In the longer term, the court decision may have rather different effects on Canada’s climate policy. There was always a basic contradiction in the Trudeau/Notley approach: the obvious tension in promising aggressive GHG emissions reductions while expanding fossil fuel infrastructure. We now know that emissions must fall in effect to zero within the next thirty years, given global equity requirements for rich countries like Canada. The Paris Agreement confirms this in Article 4.1: there must be a “balance between anthropogenic emissions by sources and removals by sinks of greenhouse gases in the second half of this century.” This has widely been interpreted to mean the end of fossil fuels. Expanding pipelines to pump oil for many decades hence is therefore fundamentally inconsistent with that goal.

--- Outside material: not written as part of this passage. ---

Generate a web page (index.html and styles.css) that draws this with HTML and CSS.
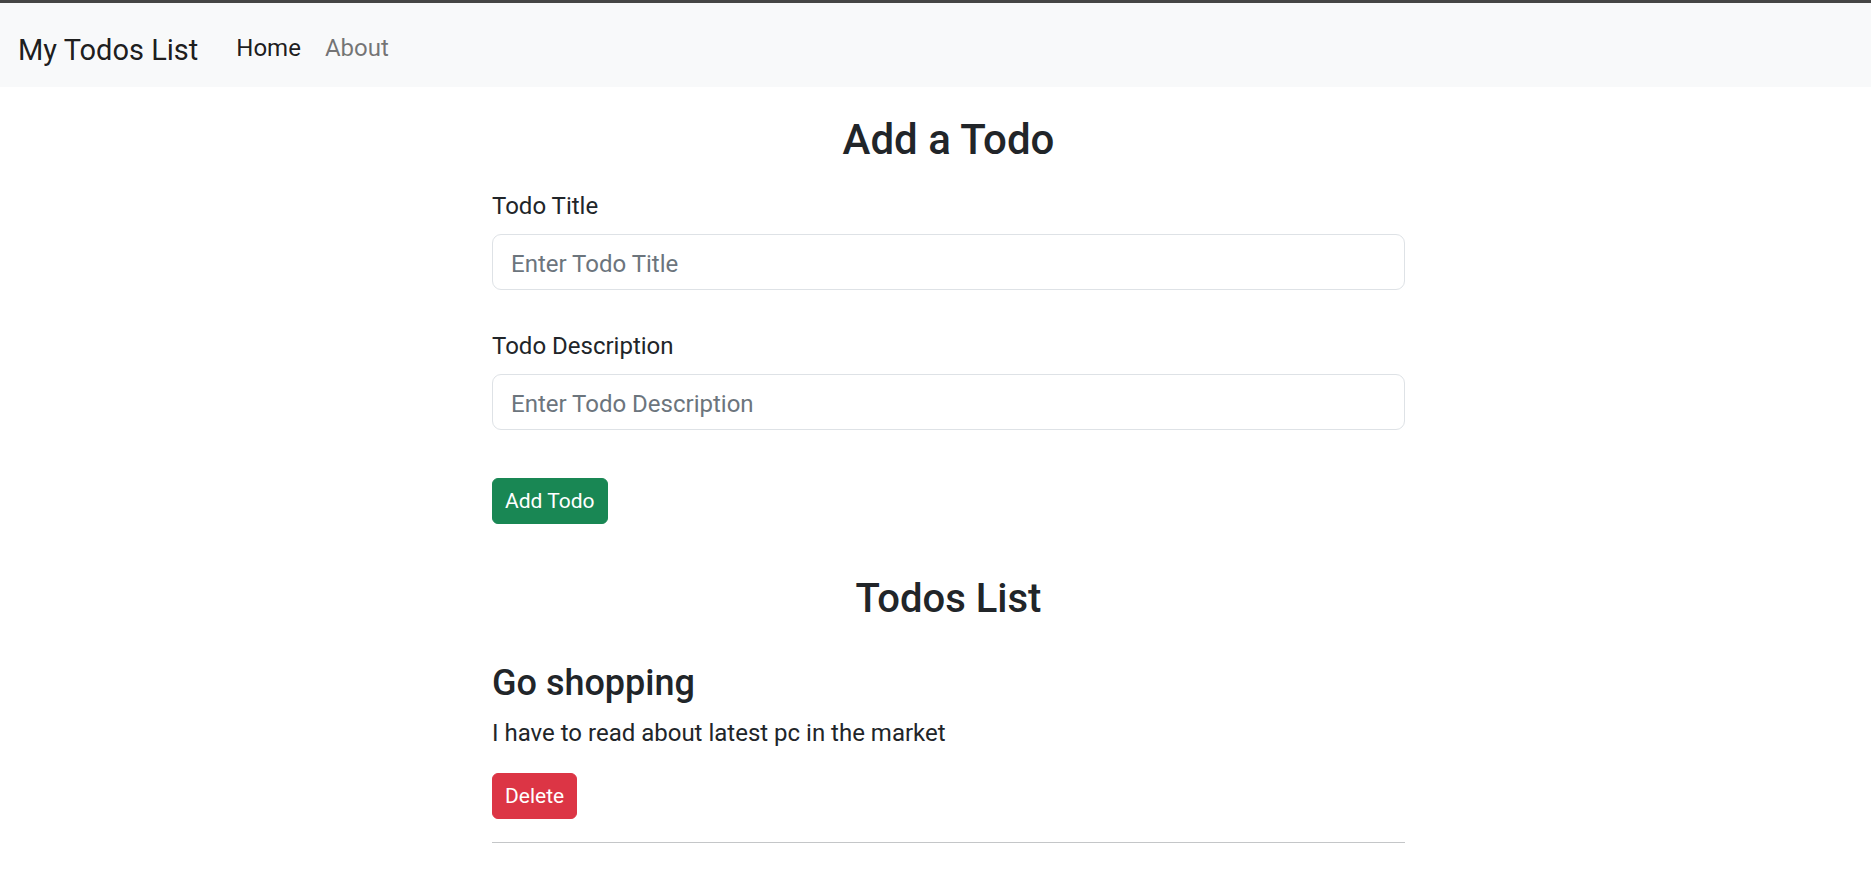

Notley’s approach, more than Trudeau’s, shows an understanding of the dilemma. Her government has put considerable resources into retraining oil workers for renewable energy, phasing out coal, and imposing a cap on oil sands process emissions. While she recognizes the necessity for transition, she is also caught in a political bind. Indeed this bind has stymied progressive/NDP forces on climate change generally, since her government has been the NDP’s most successful across the country until the BC election of 2017.

While pipeline advocates may win some short-term battles, this ongoing conflict makes the choice between Canada as a petro-state and Canada as a green leader much clearer, predicated on an aggressive transition to a post–fossil fuel economy. Assuming that Notley loses the Alberta election in 2019, this will free up political space for more consistent promotion of climate policy across the country, premised on a transition away from fossil fuels. The ultimately incoherent fudge of the Notley/Trudeau alliance no longer has any political rationale to sustain it.

Whether pro-climate forces can seize this opportunity, of course, remains to be seen. But the stakes and the political terrain have become much clearer with the Trans Mountain conflict.